[Web page code records]
>>>

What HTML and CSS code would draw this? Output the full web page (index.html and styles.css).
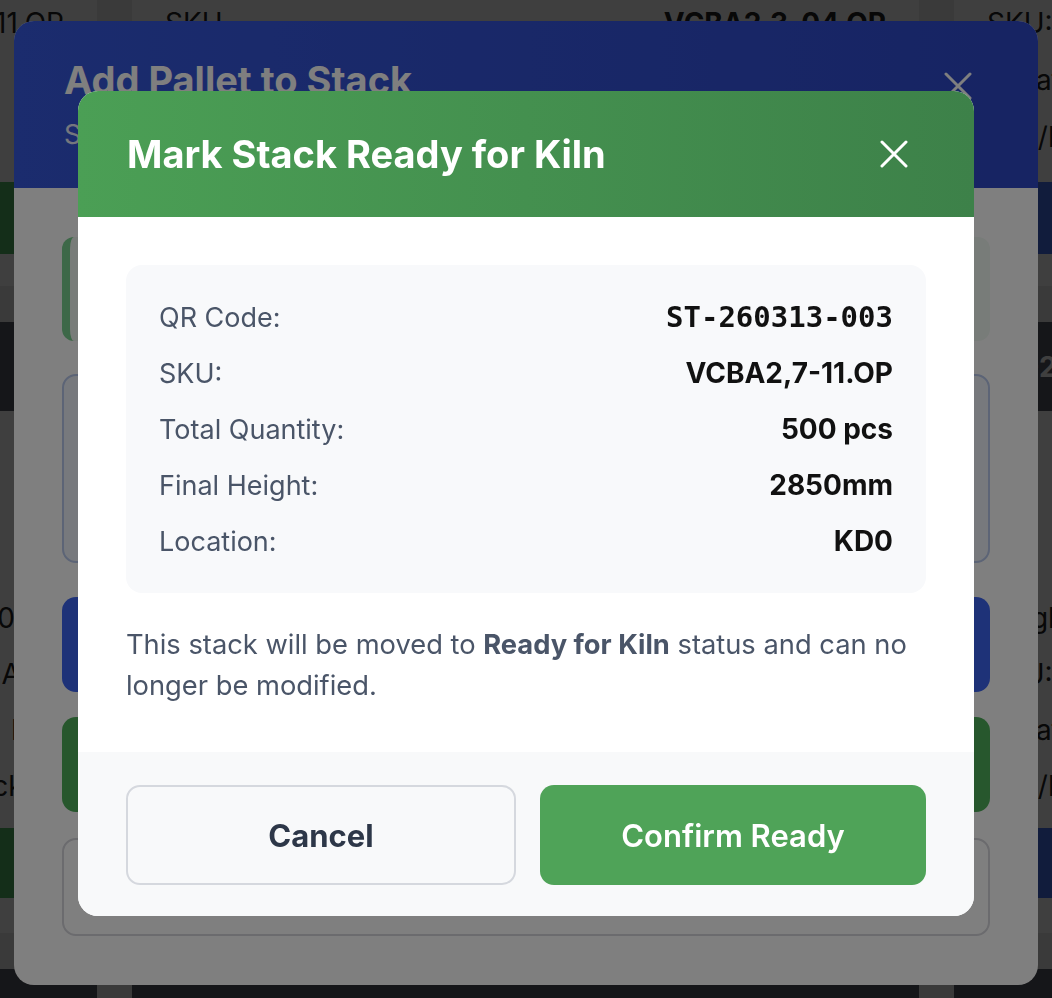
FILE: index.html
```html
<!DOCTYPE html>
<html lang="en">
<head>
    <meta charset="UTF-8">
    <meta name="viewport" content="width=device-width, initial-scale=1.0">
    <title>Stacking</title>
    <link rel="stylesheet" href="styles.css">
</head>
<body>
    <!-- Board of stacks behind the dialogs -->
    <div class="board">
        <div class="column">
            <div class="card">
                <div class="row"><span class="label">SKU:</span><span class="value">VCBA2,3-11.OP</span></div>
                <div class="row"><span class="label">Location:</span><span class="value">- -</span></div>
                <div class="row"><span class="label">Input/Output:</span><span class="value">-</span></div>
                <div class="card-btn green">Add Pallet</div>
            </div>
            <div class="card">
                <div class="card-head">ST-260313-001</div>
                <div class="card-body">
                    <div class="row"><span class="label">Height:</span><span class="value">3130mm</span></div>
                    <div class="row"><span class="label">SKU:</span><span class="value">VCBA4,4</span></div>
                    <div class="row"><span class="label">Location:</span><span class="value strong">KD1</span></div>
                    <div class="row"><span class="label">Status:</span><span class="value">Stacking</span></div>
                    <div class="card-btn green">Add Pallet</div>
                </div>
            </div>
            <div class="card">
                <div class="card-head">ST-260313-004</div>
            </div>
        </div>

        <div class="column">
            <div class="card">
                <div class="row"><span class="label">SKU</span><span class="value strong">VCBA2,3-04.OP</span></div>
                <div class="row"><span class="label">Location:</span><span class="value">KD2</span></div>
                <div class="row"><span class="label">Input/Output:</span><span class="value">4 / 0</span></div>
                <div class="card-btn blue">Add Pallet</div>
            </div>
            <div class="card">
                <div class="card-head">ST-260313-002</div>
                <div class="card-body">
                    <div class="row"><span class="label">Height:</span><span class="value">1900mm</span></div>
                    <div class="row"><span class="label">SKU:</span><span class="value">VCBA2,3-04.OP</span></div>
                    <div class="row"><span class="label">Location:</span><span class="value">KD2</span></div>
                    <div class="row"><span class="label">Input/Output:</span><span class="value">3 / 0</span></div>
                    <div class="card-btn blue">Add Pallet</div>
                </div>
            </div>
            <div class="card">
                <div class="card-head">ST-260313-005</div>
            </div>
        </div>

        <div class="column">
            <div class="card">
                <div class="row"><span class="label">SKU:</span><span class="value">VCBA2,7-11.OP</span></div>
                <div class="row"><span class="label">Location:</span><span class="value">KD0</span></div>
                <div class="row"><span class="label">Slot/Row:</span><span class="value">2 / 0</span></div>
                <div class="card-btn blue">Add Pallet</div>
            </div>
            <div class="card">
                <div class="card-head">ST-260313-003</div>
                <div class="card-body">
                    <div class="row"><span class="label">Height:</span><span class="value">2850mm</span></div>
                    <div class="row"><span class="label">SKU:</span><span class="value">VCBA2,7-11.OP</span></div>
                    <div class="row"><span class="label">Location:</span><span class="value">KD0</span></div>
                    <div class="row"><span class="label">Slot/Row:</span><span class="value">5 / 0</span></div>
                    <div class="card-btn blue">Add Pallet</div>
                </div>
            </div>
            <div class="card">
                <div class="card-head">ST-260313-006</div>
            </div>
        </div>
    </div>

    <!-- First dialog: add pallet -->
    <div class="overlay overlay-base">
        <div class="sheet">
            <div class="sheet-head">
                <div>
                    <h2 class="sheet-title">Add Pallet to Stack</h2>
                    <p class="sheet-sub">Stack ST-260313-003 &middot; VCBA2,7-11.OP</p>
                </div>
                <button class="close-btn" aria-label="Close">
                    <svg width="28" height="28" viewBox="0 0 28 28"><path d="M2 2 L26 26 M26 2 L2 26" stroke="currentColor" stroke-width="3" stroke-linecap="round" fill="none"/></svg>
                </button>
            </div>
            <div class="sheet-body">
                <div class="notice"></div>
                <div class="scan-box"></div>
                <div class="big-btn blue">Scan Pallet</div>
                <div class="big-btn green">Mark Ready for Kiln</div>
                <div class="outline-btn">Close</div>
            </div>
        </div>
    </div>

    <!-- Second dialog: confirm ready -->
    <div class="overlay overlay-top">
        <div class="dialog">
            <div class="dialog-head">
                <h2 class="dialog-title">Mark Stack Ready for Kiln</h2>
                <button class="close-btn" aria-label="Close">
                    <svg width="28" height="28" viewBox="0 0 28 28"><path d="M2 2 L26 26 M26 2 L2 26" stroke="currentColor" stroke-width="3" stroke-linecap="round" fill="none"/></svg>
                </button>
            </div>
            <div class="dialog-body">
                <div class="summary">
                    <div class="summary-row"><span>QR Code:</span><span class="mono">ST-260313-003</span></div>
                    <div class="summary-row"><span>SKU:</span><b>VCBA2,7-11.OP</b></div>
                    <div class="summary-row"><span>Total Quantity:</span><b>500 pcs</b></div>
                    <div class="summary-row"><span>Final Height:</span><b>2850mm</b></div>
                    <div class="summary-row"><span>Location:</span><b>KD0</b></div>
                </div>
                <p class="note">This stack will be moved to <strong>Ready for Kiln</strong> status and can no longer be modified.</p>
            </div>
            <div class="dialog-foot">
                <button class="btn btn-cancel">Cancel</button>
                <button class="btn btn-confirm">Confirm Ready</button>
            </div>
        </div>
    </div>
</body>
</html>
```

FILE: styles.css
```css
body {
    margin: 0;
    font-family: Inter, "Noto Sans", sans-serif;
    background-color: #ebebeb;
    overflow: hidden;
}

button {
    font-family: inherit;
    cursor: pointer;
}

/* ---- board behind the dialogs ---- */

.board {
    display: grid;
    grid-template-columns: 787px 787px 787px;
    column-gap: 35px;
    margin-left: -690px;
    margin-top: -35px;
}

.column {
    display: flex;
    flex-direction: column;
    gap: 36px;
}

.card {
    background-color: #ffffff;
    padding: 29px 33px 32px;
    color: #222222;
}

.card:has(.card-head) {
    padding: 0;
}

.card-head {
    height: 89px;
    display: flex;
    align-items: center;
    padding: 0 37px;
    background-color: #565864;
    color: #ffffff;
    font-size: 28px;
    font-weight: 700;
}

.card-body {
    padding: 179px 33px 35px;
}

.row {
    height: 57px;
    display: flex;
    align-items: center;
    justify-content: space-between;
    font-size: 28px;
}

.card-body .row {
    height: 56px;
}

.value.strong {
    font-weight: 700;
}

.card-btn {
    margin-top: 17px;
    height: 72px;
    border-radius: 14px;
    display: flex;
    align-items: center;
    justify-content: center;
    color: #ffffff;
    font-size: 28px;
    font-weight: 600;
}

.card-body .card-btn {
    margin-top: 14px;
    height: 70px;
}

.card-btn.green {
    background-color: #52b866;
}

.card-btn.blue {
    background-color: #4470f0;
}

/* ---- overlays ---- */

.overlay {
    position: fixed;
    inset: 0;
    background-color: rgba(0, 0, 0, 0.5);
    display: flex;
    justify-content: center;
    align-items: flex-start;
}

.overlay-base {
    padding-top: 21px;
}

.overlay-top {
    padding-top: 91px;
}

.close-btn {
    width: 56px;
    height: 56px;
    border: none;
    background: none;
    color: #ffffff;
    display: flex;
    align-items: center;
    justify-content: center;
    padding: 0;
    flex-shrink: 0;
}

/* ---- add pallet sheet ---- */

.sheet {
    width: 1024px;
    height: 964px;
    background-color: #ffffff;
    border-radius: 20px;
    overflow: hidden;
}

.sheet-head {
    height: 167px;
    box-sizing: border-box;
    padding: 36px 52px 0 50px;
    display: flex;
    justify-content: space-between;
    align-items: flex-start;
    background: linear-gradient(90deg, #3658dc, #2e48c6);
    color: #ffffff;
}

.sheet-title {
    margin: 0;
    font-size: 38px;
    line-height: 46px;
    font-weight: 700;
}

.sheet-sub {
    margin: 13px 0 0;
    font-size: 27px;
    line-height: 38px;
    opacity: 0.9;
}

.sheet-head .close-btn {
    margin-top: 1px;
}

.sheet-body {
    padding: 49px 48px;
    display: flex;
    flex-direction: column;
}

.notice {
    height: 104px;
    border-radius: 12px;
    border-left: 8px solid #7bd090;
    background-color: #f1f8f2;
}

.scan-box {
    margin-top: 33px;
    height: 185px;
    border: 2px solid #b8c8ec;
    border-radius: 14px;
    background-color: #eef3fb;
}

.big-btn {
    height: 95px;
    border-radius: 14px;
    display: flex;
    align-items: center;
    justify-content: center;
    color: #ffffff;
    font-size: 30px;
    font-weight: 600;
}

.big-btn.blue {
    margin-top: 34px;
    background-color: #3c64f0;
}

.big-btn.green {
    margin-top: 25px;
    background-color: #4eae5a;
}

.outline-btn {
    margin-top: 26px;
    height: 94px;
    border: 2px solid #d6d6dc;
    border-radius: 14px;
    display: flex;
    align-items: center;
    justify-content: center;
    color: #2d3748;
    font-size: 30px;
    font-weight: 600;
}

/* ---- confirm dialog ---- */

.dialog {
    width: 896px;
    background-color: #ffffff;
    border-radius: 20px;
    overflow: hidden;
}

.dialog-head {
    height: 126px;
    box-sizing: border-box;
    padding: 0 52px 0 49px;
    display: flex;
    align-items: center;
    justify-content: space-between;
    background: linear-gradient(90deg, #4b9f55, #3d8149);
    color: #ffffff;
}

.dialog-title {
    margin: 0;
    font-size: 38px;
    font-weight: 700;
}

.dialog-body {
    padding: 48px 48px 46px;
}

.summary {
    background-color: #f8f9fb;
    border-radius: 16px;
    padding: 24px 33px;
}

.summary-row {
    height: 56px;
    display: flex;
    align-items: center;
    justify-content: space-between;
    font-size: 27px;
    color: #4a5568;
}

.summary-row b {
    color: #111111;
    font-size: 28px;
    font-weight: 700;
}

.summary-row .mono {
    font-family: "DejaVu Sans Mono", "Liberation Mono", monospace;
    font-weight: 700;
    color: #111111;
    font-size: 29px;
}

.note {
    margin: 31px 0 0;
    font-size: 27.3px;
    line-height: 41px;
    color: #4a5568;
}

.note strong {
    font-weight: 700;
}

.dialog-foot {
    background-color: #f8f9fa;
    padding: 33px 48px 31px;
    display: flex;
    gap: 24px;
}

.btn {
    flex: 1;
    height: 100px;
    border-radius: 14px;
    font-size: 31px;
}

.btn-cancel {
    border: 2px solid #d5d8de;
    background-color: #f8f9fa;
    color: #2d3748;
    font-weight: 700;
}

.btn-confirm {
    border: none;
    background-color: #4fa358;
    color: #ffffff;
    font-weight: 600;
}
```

<<<
>>>

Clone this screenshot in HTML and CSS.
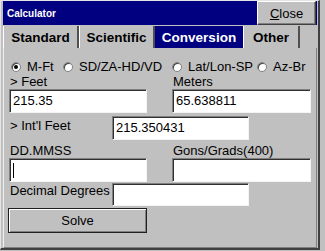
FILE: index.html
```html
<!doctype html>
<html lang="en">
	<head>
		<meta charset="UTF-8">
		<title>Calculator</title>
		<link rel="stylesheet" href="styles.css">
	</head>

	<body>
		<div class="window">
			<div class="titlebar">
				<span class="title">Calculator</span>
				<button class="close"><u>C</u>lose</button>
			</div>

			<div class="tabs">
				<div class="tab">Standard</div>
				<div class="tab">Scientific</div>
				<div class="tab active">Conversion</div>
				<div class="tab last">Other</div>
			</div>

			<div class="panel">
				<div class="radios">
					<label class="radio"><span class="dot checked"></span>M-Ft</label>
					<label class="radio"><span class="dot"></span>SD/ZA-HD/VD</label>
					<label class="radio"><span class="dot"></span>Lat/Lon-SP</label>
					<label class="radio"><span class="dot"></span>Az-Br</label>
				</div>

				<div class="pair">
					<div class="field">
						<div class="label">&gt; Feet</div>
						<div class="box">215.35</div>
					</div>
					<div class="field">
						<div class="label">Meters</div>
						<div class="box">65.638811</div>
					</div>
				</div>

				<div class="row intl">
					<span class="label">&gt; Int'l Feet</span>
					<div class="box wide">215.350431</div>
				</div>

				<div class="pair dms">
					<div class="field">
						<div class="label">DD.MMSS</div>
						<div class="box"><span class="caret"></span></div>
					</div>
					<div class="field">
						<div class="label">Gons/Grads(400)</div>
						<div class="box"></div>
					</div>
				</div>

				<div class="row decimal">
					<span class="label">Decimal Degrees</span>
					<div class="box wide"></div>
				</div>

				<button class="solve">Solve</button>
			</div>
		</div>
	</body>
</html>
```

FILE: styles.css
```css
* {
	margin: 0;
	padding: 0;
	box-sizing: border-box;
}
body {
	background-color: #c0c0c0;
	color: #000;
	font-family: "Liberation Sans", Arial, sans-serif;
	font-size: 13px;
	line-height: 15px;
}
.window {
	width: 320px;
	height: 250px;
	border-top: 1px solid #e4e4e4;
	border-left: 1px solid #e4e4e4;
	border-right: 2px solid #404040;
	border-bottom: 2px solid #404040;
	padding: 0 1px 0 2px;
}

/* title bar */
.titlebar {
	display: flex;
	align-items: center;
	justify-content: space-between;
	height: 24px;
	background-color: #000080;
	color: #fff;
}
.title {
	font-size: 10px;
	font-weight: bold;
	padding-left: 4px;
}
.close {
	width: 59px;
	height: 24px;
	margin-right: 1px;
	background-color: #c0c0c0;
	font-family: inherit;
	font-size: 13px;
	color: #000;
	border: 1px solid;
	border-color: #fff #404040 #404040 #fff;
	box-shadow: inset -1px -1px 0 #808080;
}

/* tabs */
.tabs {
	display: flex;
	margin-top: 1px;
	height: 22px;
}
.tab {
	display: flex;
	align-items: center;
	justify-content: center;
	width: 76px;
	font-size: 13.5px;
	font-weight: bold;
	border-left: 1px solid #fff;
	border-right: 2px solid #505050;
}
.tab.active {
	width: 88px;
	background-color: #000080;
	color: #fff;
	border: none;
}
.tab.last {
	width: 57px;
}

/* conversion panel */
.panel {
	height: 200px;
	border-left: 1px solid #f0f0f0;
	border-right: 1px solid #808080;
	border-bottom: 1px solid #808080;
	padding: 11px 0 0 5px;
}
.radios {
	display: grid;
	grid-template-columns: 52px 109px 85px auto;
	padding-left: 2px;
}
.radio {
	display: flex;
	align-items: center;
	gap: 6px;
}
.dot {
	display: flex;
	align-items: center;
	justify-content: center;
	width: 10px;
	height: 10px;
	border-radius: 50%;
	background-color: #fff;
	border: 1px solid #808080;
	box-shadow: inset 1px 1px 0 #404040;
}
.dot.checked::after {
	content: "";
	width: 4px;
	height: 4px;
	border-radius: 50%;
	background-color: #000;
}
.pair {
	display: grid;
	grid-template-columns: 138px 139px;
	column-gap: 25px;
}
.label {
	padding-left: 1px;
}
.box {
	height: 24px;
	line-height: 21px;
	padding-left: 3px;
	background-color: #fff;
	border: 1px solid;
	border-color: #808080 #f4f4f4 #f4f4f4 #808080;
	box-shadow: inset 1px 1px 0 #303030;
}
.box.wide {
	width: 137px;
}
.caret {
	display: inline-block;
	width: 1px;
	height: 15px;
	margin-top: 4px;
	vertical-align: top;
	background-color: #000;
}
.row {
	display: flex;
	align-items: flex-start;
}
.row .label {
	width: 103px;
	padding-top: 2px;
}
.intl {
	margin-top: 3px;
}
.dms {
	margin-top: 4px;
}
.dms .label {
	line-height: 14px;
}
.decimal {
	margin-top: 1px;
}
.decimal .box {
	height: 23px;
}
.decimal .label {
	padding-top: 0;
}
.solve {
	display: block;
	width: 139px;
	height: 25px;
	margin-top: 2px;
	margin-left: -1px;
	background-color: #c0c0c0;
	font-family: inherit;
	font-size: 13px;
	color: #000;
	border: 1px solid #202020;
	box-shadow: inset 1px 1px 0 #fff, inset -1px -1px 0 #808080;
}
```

<<<

### STATED TASK:
Copy every line of the listing that contains the word "Output".

### ANSWER TO THIS PROBLEM:
What HTML and CSS code would draw this? Output the full web page (index.html and styles.css).
                <div class="row"><span class="label">Input/Output:</span><span class="value">-</span></div>
                <div class="row"><span class="label">Input/Output:</span><span class="value">4 / 0</span></div>
                    <div class="row"><span class="label">Input/Output:</span><span class="value">3 / 0</span></div>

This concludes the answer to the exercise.